- **What the exercise asks**: Search the material below for the string "React" and extract each line that has it.

- **Records supplied**:
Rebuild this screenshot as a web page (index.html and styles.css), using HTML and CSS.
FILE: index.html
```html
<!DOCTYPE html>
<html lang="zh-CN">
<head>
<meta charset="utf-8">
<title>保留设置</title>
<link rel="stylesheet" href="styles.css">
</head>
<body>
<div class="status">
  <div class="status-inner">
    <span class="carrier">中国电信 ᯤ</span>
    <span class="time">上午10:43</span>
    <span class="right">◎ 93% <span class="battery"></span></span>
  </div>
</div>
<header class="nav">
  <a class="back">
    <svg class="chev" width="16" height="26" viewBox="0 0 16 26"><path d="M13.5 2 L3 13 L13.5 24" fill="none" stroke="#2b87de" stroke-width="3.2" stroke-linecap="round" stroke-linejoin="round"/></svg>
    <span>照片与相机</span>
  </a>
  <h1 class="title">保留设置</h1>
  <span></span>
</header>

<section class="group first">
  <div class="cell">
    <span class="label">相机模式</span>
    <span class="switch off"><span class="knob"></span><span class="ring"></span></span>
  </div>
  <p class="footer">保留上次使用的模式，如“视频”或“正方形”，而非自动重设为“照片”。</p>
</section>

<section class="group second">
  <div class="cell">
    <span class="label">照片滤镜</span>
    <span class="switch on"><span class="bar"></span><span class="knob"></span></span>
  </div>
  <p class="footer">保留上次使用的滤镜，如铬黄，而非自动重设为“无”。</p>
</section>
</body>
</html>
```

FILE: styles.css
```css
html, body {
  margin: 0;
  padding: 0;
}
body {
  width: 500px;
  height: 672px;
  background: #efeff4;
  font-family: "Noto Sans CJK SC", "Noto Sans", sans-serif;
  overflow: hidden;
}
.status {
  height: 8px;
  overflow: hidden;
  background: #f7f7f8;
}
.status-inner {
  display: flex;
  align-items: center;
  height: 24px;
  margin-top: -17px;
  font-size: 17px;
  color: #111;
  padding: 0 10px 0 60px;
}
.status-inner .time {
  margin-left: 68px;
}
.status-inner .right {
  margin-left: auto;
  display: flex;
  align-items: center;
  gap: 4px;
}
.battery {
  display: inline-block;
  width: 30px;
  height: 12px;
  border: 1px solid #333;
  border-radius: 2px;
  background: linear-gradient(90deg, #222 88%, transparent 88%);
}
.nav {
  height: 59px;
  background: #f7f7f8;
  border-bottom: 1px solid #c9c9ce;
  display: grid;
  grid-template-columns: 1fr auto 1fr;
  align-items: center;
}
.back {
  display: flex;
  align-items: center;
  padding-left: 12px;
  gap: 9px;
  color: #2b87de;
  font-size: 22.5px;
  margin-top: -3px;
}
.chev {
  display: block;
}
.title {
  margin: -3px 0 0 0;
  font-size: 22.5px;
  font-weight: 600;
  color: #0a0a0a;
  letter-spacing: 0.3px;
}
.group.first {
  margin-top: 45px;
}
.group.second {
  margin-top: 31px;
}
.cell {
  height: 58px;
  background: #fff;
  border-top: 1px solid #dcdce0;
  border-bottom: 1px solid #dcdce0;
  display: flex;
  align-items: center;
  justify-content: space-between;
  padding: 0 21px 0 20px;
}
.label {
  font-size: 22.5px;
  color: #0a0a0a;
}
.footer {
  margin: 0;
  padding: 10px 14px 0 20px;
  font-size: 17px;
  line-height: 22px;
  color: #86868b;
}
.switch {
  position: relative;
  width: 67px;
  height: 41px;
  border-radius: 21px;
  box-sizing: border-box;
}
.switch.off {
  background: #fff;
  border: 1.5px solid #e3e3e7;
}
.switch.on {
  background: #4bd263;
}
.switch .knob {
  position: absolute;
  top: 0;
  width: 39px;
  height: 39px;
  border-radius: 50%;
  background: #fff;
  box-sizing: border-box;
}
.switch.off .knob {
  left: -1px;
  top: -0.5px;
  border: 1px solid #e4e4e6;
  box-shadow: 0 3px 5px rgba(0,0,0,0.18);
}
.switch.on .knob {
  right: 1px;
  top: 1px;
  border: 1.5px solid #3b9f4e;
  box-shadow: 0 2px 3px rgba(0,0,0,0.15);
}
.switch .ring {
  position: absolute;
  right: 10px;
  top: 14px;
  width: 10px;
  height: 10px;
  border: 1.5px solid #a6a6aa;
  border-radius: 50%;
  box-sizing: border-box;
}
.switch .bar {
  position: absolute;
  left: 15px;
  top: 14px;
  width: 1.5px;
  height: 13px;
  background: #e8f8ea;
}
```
--
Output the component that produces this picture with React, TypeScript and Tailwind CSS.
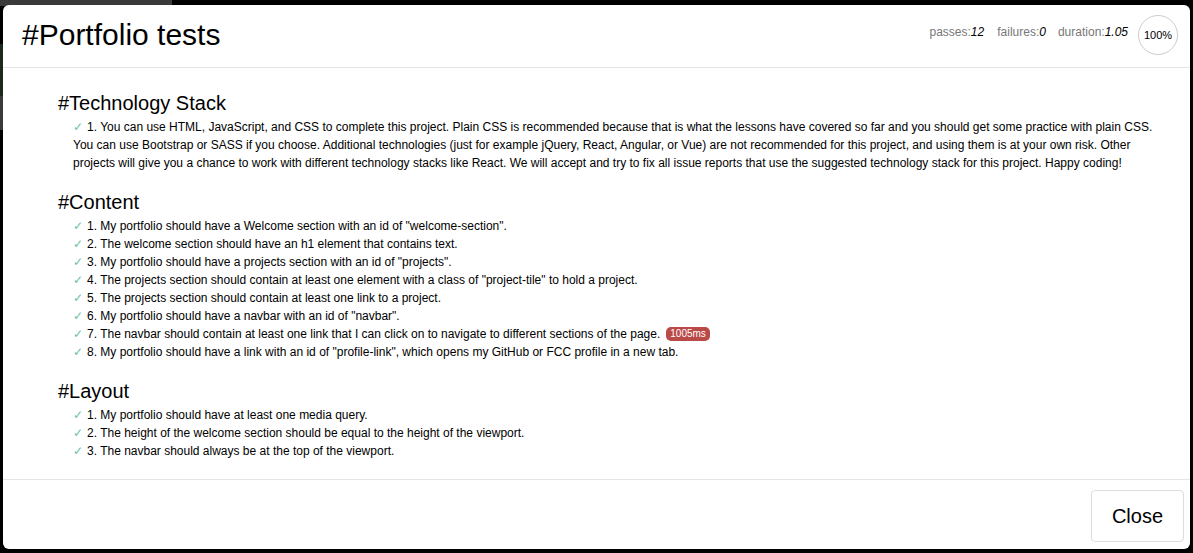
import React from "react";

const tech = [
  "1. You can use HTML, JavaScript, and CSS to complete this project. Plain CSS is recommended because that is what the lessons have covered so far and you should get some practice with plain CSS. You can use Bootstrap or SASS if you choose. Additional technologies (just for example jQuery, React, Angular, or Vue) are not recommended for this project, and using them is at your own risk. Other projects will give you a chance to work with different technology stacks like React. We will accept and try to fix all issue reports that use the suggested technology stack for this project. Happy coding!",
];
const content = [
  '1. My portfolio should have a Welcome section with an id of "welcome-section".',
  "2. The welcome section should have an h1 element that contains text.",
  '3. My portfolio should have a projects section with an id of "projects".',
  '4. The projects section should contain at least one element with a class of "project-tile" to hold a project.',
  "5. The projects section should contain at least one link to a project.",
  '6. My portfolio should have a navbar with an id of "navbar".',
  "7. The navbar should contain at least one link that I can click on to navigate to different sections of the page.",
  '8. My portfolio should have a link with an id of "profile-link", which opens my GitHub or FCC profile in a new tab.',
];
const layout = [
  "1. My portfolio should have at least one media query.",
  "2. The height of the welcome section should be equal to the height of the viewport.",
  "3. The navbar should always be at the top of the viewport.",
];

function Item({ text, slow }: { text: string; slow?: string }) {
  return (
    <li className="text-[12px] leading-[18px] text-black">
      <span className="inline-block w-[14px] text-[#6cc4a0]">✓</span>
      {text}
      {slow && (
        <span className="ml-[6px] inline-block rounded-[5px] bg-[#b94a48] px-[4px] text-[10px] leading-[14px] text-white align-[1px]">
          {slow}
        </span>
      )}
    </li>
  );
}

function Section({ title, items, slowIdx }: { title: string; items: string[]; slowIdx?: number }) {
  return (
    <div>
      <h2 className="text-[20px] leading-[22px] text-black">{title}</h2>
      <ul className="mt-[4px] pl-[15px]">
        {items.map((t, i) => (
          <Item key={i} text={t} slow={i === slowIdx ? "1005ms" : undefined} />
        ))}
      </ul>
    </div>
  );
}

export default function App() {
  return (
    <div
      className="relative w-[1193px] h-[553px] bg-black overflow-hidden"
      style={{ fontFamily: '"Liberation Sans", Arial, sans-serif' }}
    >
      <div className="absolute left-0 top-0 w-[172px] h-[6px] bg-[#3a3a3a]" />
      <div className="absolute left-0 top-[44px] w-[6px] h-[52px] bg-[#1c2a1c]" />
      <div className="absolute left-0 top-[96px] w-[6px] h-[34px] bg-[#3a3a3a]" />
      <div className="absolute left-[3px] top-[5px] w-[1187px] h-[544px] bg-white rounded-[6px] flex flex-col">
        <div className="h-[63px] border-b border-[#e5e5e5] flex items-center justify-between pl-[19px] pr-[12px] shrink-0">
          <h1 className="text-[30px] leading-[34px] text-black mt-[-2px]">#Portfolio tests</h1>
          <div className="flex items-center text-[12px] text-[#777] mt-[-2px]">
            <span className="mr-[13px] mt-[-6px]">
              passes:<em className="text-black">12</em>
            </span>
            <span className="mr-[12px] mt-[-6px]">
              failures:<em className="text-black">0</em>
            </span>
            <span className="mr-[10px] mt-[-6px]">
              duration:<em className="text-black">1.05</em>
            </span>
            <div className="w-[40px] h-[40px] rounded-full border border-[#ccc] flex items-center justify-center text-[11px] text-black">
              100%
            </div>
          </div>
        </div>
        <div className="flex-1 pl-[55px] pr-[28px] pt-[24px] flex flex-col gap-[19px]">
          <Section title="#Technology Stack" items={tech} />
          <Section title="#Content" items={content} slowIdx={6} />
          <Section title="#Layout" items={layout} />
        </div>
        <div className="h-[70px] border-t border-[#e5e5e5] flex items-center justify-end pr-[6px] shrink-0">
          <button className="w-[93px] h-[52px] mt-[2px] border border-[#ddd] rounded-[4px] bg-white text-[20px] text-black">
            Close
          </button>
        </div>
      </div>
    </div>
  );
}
==
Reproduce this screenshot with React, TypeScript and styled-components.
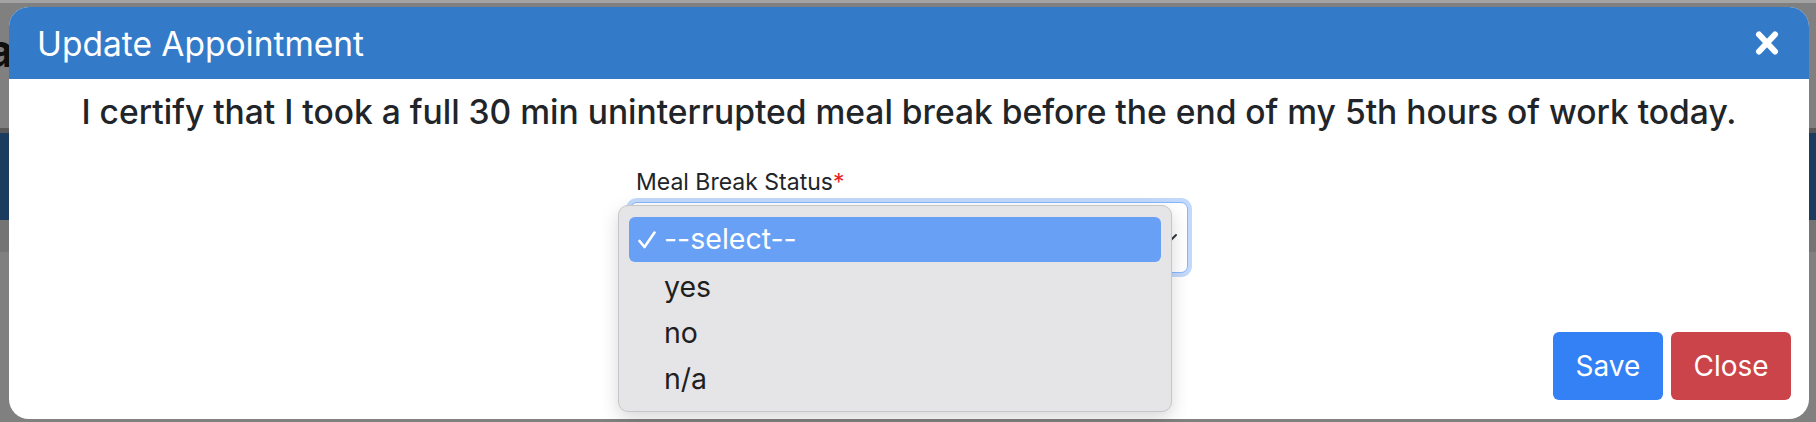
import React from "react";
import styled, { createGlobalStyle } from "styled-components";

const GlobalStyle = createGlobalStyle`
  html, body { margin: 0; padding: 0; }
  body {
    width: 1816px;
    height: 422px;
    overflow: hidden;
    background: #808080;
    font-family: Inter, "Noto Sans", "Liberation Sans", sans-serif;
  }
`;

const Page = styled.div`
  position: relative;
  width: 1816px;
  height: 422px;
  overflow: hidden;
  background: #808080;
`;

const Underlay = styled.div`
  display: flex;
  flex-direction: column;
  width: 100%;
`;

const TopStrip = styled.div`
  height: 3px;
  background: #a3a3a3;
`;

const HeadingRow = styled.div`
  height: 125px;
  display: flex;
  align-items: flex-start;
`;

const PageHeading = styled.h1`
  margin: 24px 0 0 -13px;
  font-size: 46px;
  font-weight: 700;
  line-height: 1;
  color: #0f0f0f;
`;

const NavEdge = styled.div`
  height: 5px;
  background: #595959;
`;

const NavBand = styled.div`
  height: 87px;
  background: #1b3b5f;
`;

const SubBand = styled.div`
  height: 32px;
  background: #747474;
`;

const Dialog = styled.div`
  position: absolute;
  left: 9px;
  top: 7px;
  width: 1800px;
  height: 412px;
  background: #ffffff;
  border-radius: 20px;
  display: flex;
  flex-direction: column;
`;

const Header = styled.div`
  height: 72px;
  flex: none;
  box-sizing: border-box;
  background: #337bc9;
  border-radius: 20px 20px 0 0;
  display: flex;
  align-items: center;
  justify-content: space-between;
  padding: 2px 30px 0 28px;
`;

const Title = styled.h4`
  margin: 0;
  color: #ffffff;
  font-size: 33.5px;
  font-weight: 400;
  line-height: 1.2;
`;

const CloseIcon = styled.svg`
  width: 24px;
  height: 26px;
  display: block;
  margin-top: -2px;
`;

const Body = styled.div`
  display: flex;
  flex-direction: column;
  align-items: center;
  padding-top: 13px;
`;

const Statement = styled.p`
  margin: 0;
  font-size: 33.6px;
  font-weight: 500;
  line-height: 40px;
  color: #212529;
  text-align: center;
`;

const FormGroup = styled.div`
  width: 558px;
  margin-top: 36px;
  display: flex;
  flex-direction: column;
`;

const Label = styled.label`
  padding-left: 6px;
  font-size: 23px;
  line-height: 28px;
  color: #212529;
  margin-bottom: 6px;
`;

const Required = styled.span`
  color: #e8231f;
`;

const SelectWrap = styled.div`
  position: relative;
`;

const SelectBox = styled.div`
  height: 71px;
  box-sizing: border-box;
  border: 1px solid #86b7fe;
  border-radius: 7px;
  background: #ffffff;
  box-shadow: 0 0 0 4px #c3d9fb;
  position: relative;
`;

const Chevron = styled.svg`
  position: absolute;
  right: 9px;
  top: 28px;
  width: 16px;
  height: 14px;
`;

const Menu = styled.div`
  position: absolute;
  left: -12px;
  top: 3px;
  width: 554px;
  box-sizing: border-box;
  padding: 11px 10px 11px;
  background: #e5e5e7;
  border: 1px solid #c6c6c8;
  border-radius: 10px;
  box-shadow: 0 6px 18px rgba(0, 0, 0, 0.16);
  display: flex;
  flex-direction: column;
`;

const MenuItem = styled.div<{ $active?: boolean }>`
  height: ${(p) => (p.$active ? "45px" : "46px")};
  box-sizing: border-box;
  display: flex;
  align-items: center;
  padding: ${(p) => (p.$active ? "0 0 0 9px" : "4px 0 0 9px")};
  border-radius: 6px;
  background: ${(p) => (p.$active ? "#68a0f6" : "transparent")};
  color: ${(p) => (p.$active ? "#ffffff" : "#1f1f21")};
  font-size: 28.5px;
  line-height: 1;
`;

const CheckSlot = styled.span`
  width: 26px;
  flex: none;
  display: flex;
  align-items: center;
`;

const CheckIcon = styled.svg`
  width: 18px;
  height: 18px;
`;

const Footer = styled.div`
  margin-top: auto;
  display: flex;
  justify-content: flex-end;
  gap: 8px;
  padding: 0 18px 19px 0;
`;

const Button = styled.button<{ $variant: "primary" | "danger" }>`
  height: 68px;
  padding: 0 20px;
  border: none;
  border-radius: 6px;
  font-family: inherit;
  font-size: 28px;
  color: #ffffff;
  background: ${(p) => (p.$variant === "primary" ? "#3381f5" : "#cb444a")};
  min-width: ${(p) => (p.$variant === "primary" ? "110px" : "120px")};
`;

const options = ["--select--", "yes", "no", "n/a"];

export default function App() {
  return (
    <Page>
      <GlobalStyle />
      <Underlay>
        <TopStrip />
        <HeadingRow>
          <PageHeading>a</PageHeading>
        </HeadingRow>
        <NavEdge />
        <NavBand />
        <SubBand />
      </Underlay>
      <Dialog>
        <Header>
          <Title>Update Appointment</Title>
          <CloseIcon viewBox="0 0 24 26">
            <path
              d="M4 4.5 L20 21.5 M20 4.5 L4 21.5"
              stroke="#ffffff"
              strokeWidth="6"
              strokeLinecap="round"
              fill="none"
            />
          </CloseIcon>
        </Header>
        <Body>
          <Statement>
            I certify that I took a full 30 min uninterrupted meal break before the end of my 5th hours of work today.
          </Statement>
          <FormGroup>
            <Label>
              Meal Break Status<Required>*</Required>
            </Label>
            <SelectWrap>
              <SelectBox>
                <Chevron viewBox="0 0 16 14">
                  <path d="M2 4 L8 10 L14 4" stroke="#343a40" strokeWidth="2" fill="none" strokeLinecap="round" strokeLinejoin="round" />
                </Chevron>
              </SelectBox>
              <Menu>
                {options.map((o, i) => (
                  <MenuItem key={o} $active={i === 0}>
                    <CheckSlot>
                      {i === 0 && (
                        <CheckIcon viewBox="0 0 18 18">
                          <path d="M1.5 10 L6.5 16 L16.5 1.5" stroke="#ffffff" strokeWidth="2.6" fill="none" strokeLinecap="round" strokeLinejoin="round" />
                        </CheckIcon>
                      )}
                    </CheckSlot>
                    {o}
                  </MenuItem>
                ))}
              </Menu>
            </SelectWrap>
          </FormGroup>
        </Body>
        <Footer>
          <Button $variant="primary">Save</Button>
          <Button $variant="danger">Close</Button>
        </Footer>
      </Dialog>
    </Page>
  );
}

- **Written response**:
Output the component that produces this picture with React, TypeScript and Tailwind CSS.
import React from "react";
  "1. You can use HTML, JavaScript, and CSS to complete this project. Plain CSS is recommended because that is what the lessons have covered so far and you should get some practice with plain CSS. You can use Bootstrap or SASS if you choose. Additional technologies (just for example jQuery, React, Angular, or Vue) are not recommended for this project, and using them is at your own risk. Other projects will give you a chance to work with different technology stacks like React. We will accept and try to fix all issue reports that use the suggested technology stack for this project. Happy coding!",
Reproduce this screenshot with React, TypeScript and styled-components.
import React from "react";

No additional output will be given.